Citing statistics from the soon-to-be-released report that tracked more than 220,000 juvenile offenders for up to five years, Fabelo said Texas spent nearly $134,000 a year per youth held in a state juvenile lockup in 2012.
"In 2014, the 800 youth who were committed to (state lockups) cost $162 million, enough to educate almost 20,000 students for a year," he said, noting that statistics show 85 percent of the incarcerated youths are arrested again within five years - and 54 percent of those are sent to adult prisons.
"Fifty-seven percent of the population (in state youth lockups) are adults" aged 17 or 18, most of them locked up for serious felony crimes, he said. "That says a lot about why changes are needed."

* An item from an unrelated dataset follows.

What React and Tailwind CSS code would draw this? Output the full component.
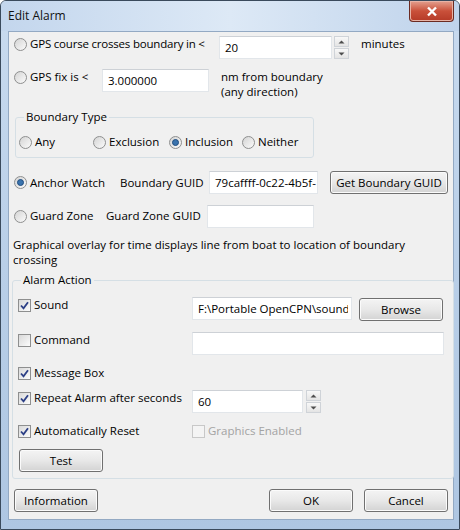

Grits cautiously supports further downsizing, especially if the money follows the kids downstream. Long-time readers will recall that a "blue-ribbon panel" created by the Legislature after the 2007 sex scandals recommended (pdf) "using a regionalized system of care that supports the use of small facilities, that admits youth to TYC using research-based risk assessment and classification, and that provides specialized treatment for youth and families." If that's where this ends up, then better late than never.

One caution: I for one don't have a good sense of what exactly is happening with kids diverted from state facilities in recent years and there don't seem to be good benchmarks to let us know whether the locals are generating better outcomes than the state on education, recidivism, protecting kids from predators (whether staff or other inmates), etc.. For example, there's no independent entity comparable to the TJJD Ombudsman to whom kids in county detention can bring problems or from whom they can seek redress. There's a chance that the big-picture juvenile crime decline - which again, I don't think was caused by Texas-specific policies - could be masking poor outcomes. State institutions have been studied nigh unto death - and perhaps Fabelo's new study will be the fatal blow - but it's not clear to me we can say that the county-run lockups are superior, just that they're a) cheaper and b) out of sight, out of mind.